Any who’ve ever tried to share the Gospel know well the difference (and reaction) between those who are closed-minded and those who are open-minded. One is resistant; the other is receptive. One wants to argue; the other wants to accept and apply. One is caustic; the other is cordial.

Just as the “sower who went forth to sow discovered four different types of soil and four different kinds of responses” (Mt. 13:3-9), so will we encounter various responses amongst those to whom we share the Gospel. That’s why we shouldn’t be discouraged or dismayed when some react negatively to what we say—for there will be others who’ll be delighted to hear God’s Word and enjoy “searching the Scriptures daily.” Hallelujah!!

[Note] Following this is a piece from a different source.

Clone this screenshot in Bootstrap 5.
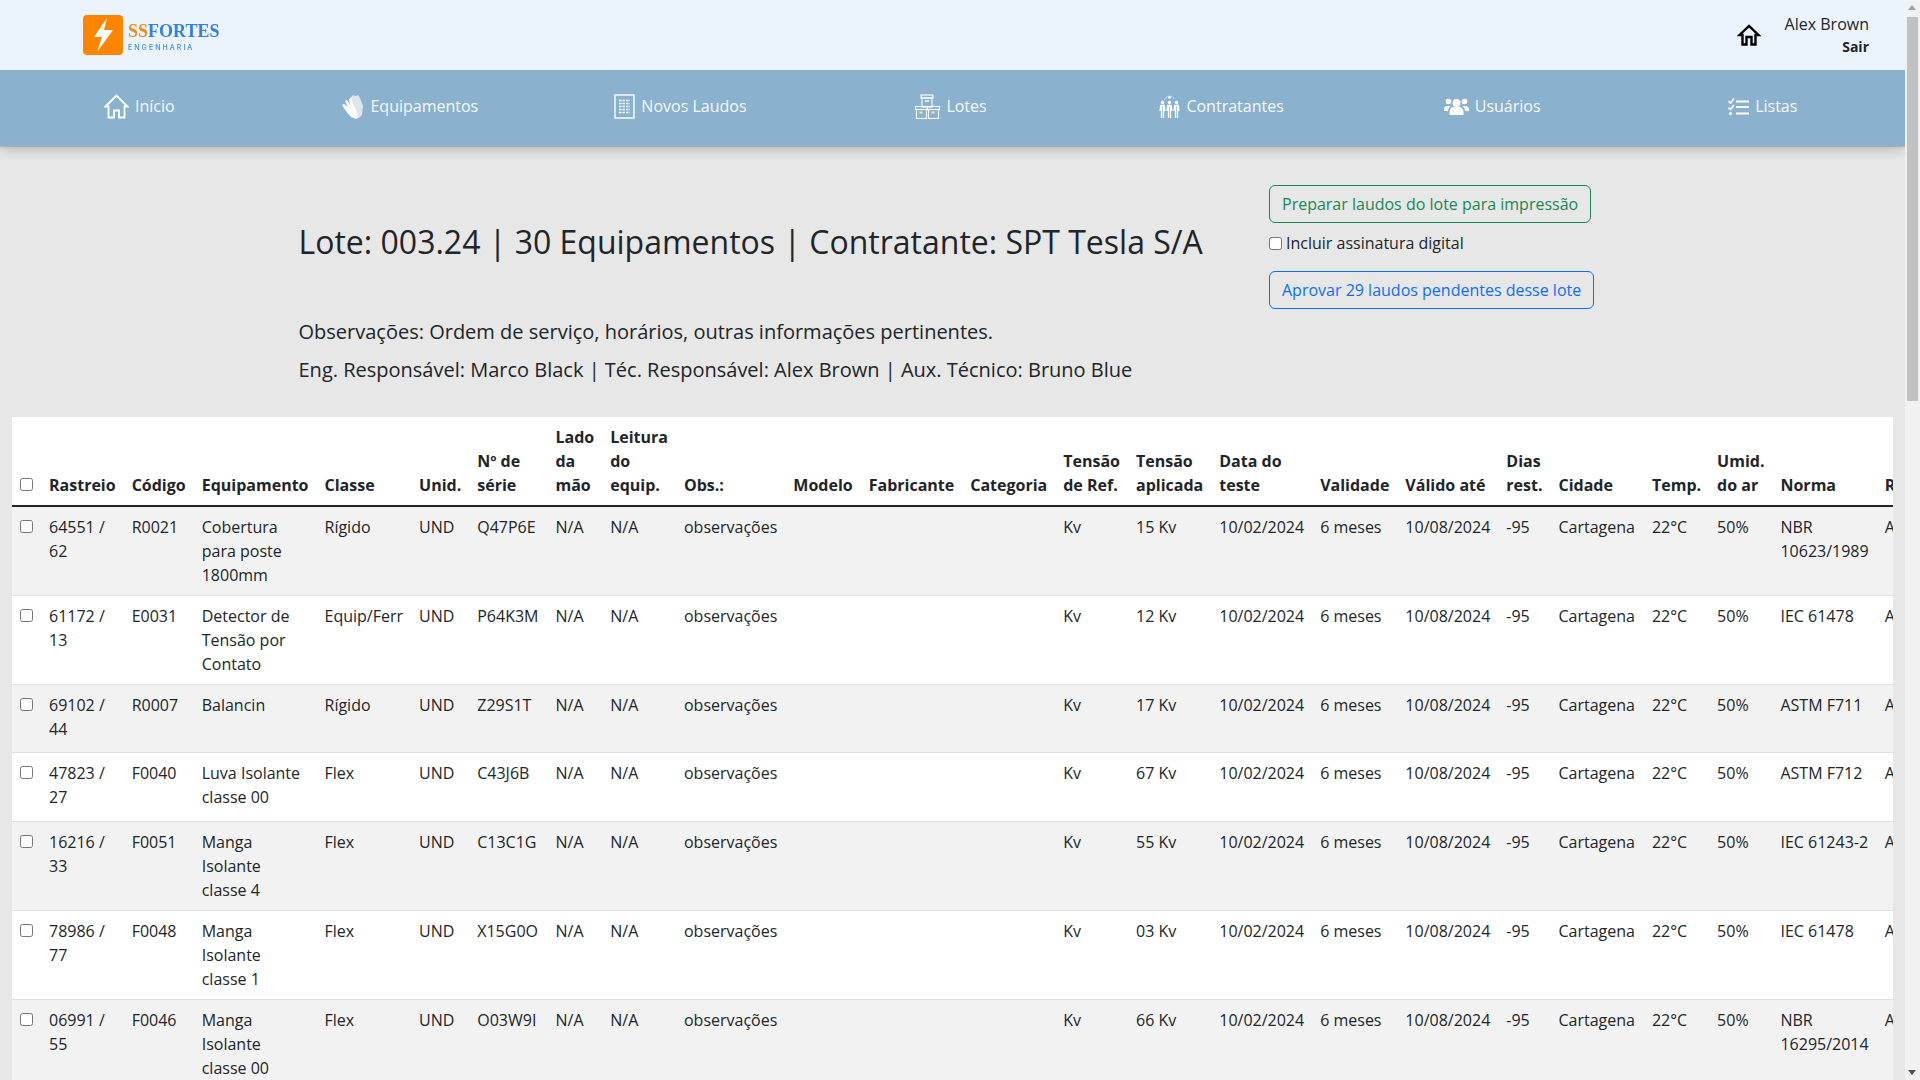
<!DOCTYPE html>
<html lang="pt-BR">
<head>
  <meta charset="UTF-8" />
  <meta name="viewport" content="width=device-width, initial-scale=1" />
  <title>Lote 003.24</title>
  <link href="https://cdn.jsdelivr.net/npm/bootstrap@5.3.3/dist/css/bootstrap.min.css" rel="stylesheet" />
  <style>
    body {
      background-color: #e7e7e7;
      font-family: "Open Sans", sans-serif;
      color: #212529;
      margin-right: 15px;
    }
    .topo {
      height: 70px;
      background-color: #ebf4fc;
      padding: 0 36px 0 83px;
      position: relative;
      z-index: 1;
    }
    .logo-box {
      width: 40px;
      height: 40px;
      background-color: #ff8500;
      border-radius: 4px;
    }
    .logo-texto {
      margin: 6px 0 0 5px;
      filter: blur(.35px);
    }
    .logo-nome {
      font-family: "Liberation Serif", serif;
      font-weight: 700;
      font-size: 18px;
      line-height: 14px;
      color: #2f7fe8;
    }
    .logo-nome span { color: #f28a1c; }
    .logo-sub {
      font-family: "Inter", sans-serif;
      font-size: 7px;
      line-height: 8px;
      letter-spacing: 2.05px;
      font-weight: 500;
      color: #3d8ae6;
      margin-top: 6px;
    }
    .user-nome { line-height: 24px; }
    .user-sair { font-size: 14px; font-weight: 700; line-height: 22px; }
    .menu {
      height: 76px;
      background-color: #8ab1ce;
      padding: 0 7px 0 4px;
      box-shadow: 0 1px 1px rgba(0,0,0,.14), 0 4px 12px rgba(0,0,0,.2);
      position: relative;
    }
    .menu .nav-link {
      height: 76px;
      display: flex;
      align-items: center;
      justify-content: center;
      gap: 6px;
      padding: 0 0 4px;
      color: #f6f9fb;
    }
    .cabecalho {
      padding: 39px 0 0 298.5px;
    }
    .cabecalho-esq { width: 970.5px; }
    .lote-titulo {
      font-size: 32px;
      line-height: 38px;
      font-weight: 400;
      margin: 38px 0 56px;
    }
    .lote-info {
      font-size: 20px;
      line-height: 30px;
      margin-bottom: 8px;
    }
    .assinatura { line-height: 24px; margin: 8px 0 16px; }
    .assinatura input { width: 13px; height: 13px; margin: 0 4px 0 0; vertical-align: -1px; }
    .tabela-caixa {
      margin: 24px 12px 0;
      background-color: #fff;
    }
    .tabela-caixa .table { margin-bottom: 0; }
    .tabela-caixa th { vertical-align: bottom; }
    .tabela-caixa tbody tr { height: 69px; }
    .tabela-caixa tbody tr:nth-child(7n+3) { height: 68px; }
    .tabela-caixa th:nth-child(7), .tabela-caixa td:nth-child(7),
    .tabela-caixa th:nth-child(20), .tabela-caixa td:nth-child(20) { padding-right: 9px; }
    .tabela-caixa input { width: 13px; height: 13px; margin: 0; display: block; margin-top: 5px; }
    .tabela-caixa th input { margin-bottom: 6px; }
    /* the browser that takes the picture hides its real scrollbar */
    .barra-rolagem {
      position: fixed;
      top: 0;
      right: 0;
      bottom: 0;
      width: 15px;
      background-color: #f1f1f1;
    }
    .barra-polegar {
      position: absolute;
      top: 17px;
      left: 2px;
      width: 11px;
      height: 384px;
      background-color: #c1c1c1;
    }
    .barra-seta {
      position: absolute;
      left: 3px;
      width: 0;
      height: 0;
      border-left: 4.500px solid transparent;
      border-right: 4.500px solid transparent;
    }
    .barra-seta-cima { top: 5px; border-bottom: 5px solid #a3a3a3; }
    .barra-seta-baixo { bottom: 5px; border-top: 5px solid #505050; }
  </style>
</head>
<body>

<div class="topo d-flex align-items-center justify-content-between">
  <div class="d-flex align-items-center">
    <div class="logo-box d-flex align-items-center justify-content-center">
      <svg width="28" height="36" viewBox="0 0 28 36"><path fill="#fff" d="M18 1 5 20h8L8 35 24 13h-9z"/></svg>
    </div>
    <div class="logo-texto">
      <div class="logo-nome"><span>SS</span>FORTES</div>
      <div class="logo-sub">ENGENHARIA</div>
    </div>
  </div>
  <div class="d-flex align-items-center">
    <svg class="me-4" width="24" height="22" viewBox="0 0 24 22"><path fill="none" stroke="#000" stroke-width="2.4" d="M2.5 11 12 2l9.500 9H18.500v9.500h-4V13h-5v7.500h-4V11z"/></svg>
    <div class="text-end">
      <div class="user-nome">Alex Brown</div>
      <div class="user-sair">Sair</div>
    </div>
  </div>
</div>

<ul class="nav nav-justified menu">
  <li class="nav-item"><a class="nav-link" href="#">
    <svg width="25" height="25" viewBox="0 0 25 25"><path fill="none" stroke="#fff" stroke-width="1.8" d="M1.500 12.500 12.500 1.500l11 11H20.500v11h-5.500v-7h-5v7H4.500v-11z"/></svg>
    Início</a></li>
  <li class="nav-item"><a class="nav-link" href="#">
    <svg width="23" height="25" viewBox="0 0 23 25"><path fill="#dfe5ea" d="M9 4l3-3 2 1 3-1 2 3 3 8-1 9-3 3-5-3-4-9z"/><path fill="#fff" d="M1 11l2-1 4 3-3-6 2-1 3 5-1-6 2-1 3 8 3 6 1 6-2 1-5-2-5-6z"/></svg>
    Equipamentos</a></li>
  <li class="nav-item"><a class="nav-link" href="#">
    <svg width="21" height="25" viewBox="0 0 21 25"><rect x="1" y="1" width="19" height="23" fill="none" stroke="#fff" stroke-width="1.400"/><path stroke="#fff" stroke-width="1.500" stroke-dasharray="2.500 1" d="M5 6.500h11M5 9.500h11M5 12.500h11M5 15.500h11M5 18.500h11"/></svg>
    Novos Laudos</a></li>
  <li class="nav-item"><a class="nav-link" href="#">
    <svg width="25" height="25" viewBox="0 0 25 25"><g fill="none" stroke="#fff" stroke-width="1.100"><rect x="6" y="1" width="12" height="3"/><rect x="7" y="4" width="10" height="9"/><rect x=".5" y="12.500" width="12" height="3"/><rect x="12.500" y="12.500" width="12" height="3"/><rect x="1.500" y="15.500" width="10" height="9"/><rect x="13.500" y="15.500" width="10" height="9"/></g><path stroke="#dfe9f1" stroke-width="2" d="M10 7h4M4.500 18.500h3M16.500 18.500h3"/></svg>
    Lotes</a></li>
  <li class="nav-item"><a class="nav-link" href="#">
    <svg width="21" height="25" viewBox="0 0 21 25"><path fill="none" stroke="#fff" stroke-width=".8" stroke-dasharray="1.500 1" d="M5.500 5.500a5.500 5.500 0 0 1 10 0"/><circle cx="10.500" cy="3.500" r="1.300" fill="#fff"/><g fill="#fff"><circle cx="3.500" cy="8.500" r="1.700"/><circle cx="10.500" cy="8.500" r="1.700"/><circle cx="17.500" cy="8.500" r="1.700"/></g><g fill="none" stroke="#fff" stroke-width="1.300"><path d="M1 17l.8-5.500h3.400L6 17M2.500 12v12M4.500 12v12"/><path d="M8 17l.8-5.500h3.400L13 17M9.500 12v12M11.500 12v12"/><path d="M15 17l.8-5.500h3.400L20 17M16.500 12v12M18.500 12v12"/></g></svg>
    Contratantes</a></li>
  <li class="nav-item"><a class="nav-link" href="#">
    <svg width="25" height="17" viewBox="0 0 25 17"><g fill="#fff"><circle cx="12.500" cy="5" r="4"/><circle cx="4.500" cy="3.500" r="2.800"/><circle cx="20.500" cy="3.500" r="2.800"/><path d="M5.500 17v-3c0-3 2-5 4-5h6c2 0 4 2 4 5v3zM0 11c0-2 1.500-3 3-3h4c-1.500 1-3 2.500-3 5H0zM25 11c0-2-1.500-3-3-3h-4c1.500 1 3 2.500 3 5h4z"/></g></svg>
    Usuários</a></li>
  <li class="nav-item"><a class="nav-link" href="#">
    <svg width="21" height="17" viewBox="0 0 21 17"><g fill="none" stroke="#fff"><path stroke-width="1.600" d="M.5 3 2.500 5 6 .5M.5 9.500 2.500 11.500 6 7"/><path stroke-width="1.800" d="M8 3.500h13M8 9h13M8 15.500h13"/></g><circle cx="2.500" cy="15.500" r="1.500" fill="#fff"/></svg>
    Listas</a></li>
</ul>

<div class="cabecalho d-flex">
  <div class="cabecalho-esq">
    <h2 class="lote-titulo">Lote: 003.24 | 30 Equipamentos | Contratante: SPT Tesla S/A</h2>
    <p class="lote-info">Observações: Ordem de serviço, horários, outras informações pertinentes.</p>
    <p class="lote-info">Eng. Responsável: Marco Black | Téc. Responsável: Alex Brown | Aux. Técnico: Bruno Blue</p>
  </div>
  <div>
    <button type="button" class="btn btn-outline-success">Preparar laudos do lote para impressão</button>
    <div class="assinatura"><input type="checkbox" id="assinatura"><label for="assinatura">Incluir assinatura digital</label></div>
    <button type="button" class="btn btn-outline-primary">Aprovar 29 laudos pendentes desse lote</button>
  </div>
</div>

<div class="tabela-caixa table-responsive">
  <table class="table table-striped">
    <thead>
      <tr>
        <th><input type="checkbox"></th>
        <th>Rastreio</th>
        <th>Código</th>
        <th>Equipamento</th>
        <th>Classe</th>
        <th>Unid.</th>
        <th>Nº de série</th>
        <th>Lado da mão</th>
        <th>Leitura do equip.</th>
        <th>Obs.:</th>
        <th>Modelo</th>
        <th>Fabricante</th>
        <th>Categoria</th>
        <th>Tensão de Ref.</th>
        <th>Tensão aplicada</th>
        <th>Data do teste</th>
        <th>Validade</th>
        <th>Válido até</th>
        <th>Dias rest.</th>
        <th>Cidade</th>
        <th>Temp.</th>
        <th>Umid. do ar</th>
        <th>Norma</th>
        <th>Resultado</th>
      </tr>
    </thead>
    <tbody class="table-group-divider" id="linhas"></tbody>
  </table>
</div>

<div class="barra-rolagem">
  <div class="barra-seta barra-seta-cima"></div>
  <div class="barra-polegar"></div>
  <div class="barra-seta barra-seta-baixo"></div>
</div>

<script>
  const equipamentos = [
    ["64551 / 62", "R0021", "Cobertura para poste 1800mm", "Rígido", "Q47P6E", "15 Kv", "NBR 10623/1989"],
    ["61172 / 13", "E0031", "Detector de Tensão por Contato", "Equip/Ferr", "P64K3M", "12 Kv", "IEC 61478"],
    ["69102 / 44", "R0007", "Balancin", "Rígido", "Z29S1T", "17 Kv", "ASTM F711"],
    ["47823 / 27", "F0040", "Luva Isolante classe 00", "Flex", "C43J6B", "67 Kv", "ASTM F712"],
    ["16216 / 33", "F0051", "Manga Isolante classe 4", "Flex", "C13C1G", "55 Kv", "IEC 61243-2"],
    ["78986 / 77", "F0048", "Manga Isolante classe 1", "Flex", "X15G0O", "03 Kv", "IEC 61478"],
    ["06991 / 55", "F0046", "Manga Isolante classe 00", "Flex", "O03W9I", "66 Kv", "NBR 16295/2014"]
  ];

  let linhas = "";
  for (let i = 0; i < 30; i++) {
    const e = equipamentos[i % equipamentos.length];
    linhas += `<tr>
      <td><input type="checkbox"></td>
      <td>${e[0]}</td><td>${e[1]}</td><td>${e[2]}</td><td>${e[3]}</td><td>UND</td><td>${e[4]}</td>
      <td>N/A</td><td>N/A</td><td>observações</td><td></td><td></td><td></td>
      <td>Kv</td><td>${e[5]}</td><td>10/02/2024</td><td>6 meses</td><td>10/08/2024</td><td>-95</td>
      <td>Cartagena</td><td>22°C</td><td>50%</td><td>${e[6]}</td><td>Aprovado</td>
    </tr>`;
  }
  document.getElementById("linhas").innerHTML = linhas;
</script>

<script src="https://cdn.jsdelivr.net/npm/bootstrap@5.3.3/dist/js/bootstrap.bundle.min.js"></script>
</body>
</html>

We know Paul met with success in Thessalonica even though the Jewish rabble-rousers hassled him there and in Berea (vv.5-8, 13). Before long, there’d be a thriving church there to whom he’d later write two encouraging, instructive letters. Interestingly, there’s no mention of a church being established in Berea, despite their receptivity, although we would hope one did come about as a result of their time there.

Regardless, we should always be “ready to give an answer of the Hope that rests within us with meekness and fear” (I Pet. 3:15), for we’ll never know whose hearts will be receptive and whose hearts resistant. Always remember: Our responsibility is being faithful in sowing the Seed (the Gospel); it’s God’s responsibility to “bring the increase” (I Cor. 3:7). Amen and amen.